- **WHAT IS REQUIRED**
Please copy every line of the records below that holds the word "Write".

------------------------------------------------------------

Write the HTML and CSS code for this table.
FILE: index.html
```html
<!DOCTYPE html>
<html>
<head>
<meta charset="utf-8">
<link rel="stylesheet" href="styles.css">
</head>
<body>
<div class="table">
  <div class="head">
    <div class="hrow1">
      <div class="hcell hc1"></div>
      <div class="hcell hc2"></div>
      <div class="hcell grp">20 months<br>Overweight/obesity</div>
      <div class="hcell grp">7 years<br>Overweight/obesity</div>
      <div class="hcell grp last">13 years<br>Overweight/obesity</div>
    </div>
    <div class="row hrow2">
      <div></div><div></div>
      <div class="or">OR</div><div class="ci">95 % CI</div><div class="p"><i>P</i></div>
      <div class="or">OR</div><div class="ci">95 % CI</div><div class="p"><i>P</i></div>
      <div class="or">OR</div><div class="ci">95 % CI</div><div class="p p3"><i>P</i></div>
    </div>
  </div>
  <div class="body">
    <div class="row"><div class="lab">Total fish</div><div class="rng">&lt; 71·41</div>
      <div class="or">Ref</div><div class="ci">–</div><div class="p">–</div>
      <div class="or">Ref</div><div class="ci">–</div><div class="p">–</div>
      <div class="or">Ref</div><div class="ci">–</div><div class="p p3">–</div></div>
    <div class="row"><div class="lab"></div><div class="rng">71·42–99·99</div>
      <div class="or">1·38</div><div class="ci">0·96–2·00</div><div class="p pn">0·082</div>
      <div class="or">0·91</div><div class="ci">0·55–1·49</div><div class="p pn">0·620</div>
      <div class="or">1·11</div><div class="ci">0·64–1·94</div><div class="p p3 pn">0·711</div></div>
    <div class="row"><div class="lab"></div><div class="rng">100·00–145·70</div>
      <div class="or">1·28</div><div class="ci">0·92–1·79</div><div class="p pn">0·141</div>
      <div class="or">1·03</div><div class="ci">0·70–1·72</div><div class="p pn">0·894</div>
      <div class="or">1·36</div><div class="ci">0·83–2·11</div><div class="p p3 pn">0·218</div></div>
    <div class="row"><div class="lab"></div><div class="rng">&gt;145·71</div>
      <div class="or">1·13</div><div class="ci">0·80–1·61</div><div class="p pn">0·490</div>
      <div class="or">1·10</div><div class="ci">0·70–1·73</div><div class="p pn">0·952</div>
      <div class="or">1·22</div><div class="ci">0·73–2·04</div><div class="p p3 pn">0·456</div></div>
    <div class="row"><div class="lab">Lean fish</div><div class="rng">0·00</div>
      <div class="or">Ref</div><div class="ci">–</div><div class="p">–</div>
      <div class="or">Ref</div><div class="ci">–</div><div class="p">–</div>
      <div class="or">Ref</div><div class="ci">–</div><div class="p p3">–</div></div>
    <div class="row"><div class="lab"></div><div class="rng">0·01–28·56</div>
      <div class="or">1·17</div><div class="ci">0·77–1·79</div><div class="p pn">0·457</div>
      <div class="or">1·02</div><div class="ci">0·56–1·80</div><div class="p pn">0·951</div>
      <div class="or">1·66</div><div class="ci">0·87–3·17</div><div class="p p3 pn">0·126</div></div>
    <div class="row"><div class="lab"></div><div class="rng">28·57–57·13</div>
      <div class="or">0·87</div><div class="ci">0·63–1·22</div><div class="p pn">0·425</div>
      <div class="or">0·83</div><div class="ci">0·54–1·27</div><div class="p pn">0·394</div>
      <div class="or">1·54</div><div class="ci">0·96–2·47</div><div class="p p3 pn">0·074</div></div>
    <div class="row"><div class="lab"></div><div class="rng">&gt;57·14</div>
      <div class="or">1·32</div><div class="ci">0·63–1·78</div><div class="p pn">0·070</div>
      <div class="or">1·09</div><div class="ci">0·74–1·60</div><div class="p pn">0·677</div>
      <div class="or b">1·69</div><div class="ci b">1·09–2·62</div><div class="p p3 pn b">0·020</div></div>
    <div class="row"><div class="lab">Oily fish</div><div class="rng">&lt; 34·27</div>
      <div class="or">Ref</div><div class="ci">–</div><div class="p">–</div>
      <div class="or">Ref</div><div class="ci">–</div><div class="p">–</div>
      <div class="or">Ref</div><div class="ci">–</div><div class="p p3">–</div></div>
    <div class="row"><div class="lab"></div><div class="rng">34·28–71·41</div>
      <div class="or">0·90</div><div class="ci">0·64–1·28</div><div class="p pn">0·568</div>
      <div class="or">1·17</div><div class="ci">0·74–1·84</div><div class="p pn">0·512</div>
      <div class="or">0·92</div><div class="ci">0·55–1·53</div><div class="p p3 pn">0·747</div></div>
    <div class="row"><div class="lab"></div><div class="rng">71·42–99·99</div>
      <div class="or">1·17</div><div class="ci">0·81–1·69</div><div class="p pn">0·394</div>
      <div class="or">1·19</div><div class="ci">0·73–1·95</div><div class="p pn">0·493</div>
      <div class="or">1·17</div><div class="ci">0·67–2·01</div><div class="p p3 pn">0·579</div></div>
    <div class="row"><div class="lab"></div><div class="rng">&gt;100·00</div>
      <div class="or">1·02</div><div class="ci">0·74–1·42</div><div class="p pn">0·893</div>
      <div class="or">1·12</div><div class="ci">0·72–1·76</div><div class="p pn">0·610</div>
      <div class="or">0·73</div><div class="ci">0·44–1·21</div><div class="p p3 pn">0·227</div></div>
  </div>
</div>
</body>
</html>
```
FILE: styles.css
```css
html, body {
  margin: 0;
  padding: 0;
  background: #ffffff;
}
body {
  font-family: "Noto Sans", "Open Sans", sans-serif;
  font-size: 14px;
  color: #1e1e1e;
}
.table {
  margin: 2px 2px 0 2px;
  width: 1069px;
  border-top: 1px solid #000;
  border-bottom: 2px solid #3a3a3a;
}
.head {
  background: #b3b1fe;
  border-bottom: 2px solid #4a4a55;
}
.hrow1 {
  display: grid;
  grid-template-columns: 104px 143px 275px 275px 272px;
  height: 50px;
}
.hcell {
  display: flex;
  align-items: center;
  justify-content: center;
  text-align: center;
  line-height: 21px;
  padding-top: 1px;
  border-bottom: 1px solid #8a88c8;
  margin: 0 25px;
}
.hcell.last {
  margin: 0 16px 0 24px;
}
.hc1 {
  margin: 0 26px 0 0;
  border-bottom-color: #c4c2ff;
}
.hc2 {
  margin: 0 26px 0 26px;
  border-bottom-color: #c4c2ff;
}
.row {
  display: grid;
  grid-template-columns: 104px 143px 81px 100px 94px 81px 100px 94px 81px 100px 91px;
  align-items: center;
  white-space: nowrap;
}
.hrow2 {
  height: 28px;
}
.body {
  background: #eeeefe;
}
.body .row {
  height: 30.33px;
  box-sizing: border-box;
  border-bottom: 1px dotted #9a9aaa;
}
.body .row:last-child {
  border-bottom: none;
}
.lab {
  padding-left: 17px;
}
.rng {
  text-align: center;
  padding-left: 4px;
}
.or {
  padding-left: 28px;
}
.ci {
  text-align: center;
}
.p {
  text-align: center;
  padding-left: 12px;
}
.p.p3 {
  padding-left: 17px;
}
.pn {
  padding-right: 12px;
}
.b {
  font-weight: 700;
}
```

------------------------------------------------------------

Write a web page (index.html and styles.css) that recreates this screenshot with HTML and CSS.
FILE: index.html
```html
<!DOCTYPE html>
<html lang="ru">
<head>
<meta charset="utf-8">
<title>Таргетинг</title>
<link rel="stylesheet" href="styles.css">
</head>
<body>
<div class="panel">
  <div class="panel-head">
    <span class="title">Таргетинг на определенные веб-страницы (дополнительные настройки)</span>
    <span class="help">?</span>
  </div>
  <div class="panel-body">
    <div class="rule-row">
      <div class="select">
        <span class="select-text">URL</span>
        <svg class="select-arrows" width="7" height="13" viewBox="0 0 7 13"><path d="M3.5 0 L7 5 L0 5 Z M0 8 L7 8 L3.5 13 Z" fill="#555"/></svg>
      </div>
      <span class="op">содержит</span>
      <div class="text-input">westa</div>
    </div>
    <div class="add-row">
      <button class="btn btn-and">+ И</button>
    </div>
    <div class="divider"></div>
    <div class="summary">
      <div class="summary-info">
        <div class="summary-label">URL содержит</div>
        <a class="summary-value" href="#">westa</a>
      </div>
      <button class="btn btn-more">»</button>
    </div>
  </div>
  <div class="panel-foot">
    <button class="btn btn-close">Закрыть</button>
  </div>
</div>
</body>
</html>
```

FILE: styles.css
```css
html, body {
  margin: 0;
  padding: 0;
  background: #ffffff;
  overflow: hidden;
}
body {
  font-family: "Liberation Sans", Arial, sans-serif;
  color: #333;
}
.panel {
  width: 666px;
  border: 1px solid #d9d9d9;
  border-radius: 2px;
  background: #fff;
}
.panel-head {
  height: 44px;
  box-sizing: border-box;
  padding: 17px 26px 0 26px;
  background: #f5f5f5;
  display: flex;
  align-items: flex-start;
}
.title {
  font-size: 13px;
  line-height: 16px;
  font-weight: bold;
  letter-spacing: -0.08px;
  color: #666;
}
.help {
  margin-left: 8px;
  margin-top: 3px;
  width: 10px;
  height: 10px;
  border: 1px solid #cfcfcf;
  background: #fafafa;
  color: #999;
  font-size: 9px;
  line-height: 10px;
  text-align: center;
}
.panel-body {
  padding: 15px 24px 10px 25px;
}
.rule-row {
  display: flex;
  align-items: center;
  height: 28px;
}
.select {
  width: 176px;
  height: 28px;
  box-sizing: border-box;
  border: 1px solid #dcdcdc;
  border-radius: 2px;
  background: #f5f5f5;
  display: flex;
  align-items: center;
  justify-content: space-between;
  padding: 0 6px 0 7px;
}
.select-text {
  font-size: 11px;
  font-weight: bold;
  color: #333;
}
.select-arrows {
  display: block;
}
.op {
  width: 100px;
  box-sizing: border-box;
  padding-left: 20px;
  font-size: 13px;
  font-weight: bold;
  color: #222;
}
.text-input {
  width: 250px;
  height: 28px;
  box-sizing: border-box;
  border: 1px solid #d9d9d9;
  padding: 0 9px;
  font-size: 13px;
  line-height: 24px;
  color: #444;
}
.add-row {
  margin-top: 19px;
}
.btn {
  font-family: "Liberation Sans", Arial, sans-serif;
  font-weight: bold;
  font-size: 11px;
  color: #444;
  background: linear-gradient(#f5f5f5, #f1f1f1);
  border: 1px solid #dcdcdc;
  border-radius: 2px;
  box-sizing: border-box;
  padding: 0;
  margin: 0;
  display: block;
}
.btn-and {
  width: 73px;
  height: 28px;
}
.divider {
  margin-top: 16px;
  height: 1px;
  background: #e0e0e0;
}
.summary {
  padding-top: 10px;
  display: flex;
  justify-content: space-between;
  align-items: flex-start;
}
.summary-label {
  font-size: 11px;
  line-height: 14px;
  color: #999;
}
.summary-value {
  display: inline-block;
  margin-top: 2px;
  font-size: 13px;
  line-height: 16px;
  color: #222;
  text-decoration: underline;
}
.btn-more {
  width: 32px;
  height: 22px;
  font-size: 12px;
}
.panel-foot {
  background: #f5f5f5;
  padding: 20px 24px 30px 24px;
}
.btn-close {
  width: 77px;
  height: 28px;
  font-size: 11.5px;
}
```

------------------------------------------------------------

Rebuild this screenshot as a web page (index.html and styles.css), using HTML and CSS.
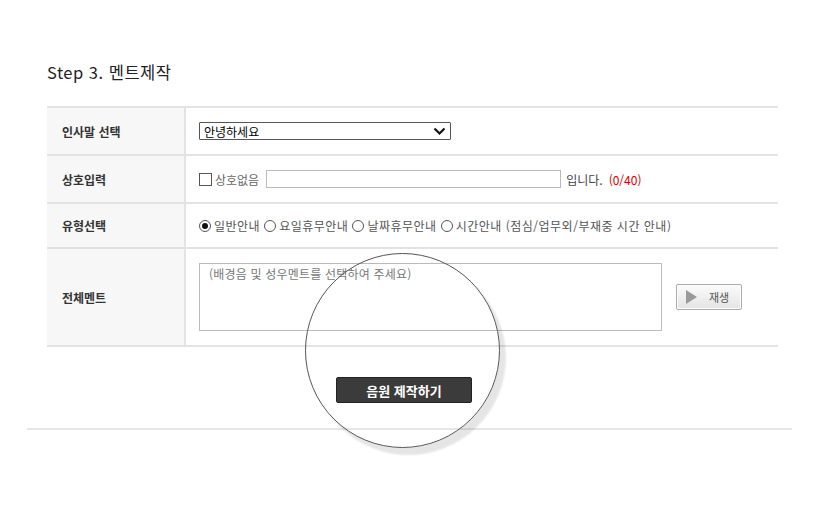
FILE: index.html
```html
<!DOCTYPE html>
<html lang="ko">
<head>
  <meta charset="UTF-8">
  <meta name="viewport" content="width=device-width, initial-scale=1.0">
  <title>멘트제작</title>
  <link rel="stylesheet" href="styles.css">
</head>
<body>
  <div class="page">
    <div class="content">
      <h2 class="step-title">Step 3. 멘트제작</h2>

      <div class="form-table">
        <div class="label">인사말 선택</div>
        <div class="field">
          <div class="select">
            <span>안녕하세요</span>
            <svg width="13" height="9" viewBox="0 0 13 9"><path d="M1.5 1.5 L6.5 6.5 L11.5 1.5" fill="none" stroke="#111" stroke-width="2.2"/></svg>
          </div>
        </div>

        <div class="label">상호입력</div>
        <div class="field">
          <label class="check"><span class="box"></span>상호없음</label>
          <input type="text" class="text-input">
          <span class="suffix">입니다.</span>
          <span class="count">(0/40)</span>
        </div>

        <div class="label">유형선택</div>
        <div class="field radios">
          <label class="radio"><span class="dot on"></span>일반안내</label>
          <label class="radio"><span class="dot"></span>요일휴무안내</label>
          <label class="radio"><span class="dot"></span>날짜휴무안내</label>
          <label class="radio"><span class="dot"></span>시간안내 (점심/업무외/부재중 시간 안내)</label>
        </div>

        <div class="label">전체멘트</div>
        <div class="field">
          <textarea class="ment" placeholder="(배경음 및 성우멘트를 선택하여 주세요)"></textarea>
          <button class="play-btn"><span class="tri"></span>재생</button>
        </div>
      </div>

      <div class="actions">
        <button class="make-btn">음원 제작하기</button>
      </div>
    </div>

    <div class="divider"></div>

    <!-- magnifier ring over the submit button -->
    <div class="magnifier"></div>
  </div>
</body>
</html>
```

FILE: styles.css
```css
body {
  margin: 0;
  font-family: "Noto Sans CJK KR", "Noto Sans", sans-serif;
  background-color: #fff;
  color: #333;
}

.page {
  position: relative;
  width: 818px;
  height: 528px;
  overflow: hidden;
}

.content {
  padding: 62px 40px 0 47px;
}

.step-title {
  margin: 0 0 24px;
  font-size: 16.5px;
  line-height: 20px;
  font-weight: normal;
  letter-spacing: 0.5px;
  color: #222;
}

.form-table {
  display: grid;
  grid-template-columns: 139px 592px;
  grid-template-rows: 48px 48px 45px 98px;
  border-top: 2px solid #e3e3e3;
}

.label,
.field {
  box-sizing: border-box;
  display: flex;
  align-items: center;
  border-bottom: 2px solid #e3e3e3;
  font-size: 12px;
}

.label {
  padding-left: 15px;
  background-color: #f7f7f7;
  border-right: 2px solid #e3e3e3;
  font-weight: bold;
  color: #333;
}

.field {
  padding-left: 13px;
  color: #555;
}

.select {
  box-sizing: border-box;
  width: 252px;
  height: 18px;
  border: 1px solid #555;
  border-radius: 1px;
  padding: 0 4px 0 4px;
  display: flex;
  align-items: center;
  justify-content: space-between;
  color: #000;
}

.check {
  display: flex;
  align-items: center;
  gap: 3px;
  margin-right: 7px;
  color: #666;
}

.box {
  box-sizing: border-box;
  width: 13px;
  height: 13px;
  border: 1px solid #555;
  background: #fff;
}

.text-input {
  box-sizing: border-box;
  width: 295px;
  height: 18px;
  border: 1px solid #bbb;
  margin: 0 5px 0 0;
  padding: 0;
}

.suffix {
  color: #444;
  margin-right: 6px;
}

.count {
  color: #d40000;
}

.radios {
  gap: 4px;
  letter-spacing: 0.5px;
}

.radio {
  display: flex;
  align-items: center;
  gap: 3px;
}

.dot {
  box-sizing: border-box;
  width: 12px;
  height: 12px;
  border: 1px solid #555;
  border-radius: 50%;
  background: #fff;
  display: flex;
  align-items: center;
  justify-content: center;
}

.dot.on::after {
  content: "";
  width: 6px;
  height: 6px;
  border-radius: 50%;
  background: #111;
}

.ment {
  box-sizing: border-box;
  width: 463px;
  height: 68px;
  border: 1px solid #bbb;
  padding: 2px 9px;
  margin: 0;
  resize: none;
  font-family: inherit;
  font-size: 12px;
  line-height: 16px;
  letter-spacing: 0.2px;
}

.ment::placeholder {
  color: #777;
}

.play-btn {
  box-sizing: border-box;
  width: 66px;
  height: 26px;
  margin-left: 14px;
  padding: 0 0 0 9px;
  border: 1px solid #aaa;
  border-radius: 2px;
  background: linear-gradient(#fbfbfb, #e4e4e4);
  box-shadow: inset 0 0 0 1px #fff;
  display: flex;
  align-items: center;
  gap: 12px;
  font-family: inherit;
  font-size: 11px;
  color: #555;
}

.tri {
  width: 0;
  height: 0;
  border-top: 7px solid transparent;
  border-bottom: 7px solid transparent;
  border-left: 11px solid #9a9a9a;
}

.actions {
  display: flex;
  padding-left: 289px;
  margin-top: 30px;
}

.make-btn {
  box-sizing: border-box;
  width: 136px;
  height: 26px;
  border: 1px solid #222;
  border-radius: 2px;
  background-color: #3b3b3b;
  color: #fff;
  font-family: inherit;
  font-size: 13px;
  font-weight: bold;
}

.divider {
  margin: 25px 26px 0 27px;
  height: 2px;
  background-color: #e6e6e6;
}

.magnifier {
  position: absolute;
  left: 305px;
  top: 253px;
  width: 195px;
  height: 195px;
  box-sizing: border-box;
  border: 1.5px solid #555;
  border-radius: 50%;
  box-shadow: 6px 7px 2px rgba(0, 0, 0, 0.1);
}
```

------------------------------------------------------------

- **EXERCISE SOLUTION**
Write the HTML and CSS code for this table.
Write a web page (index.html and styles.css) that recreates this screenshot with HTML and CSS.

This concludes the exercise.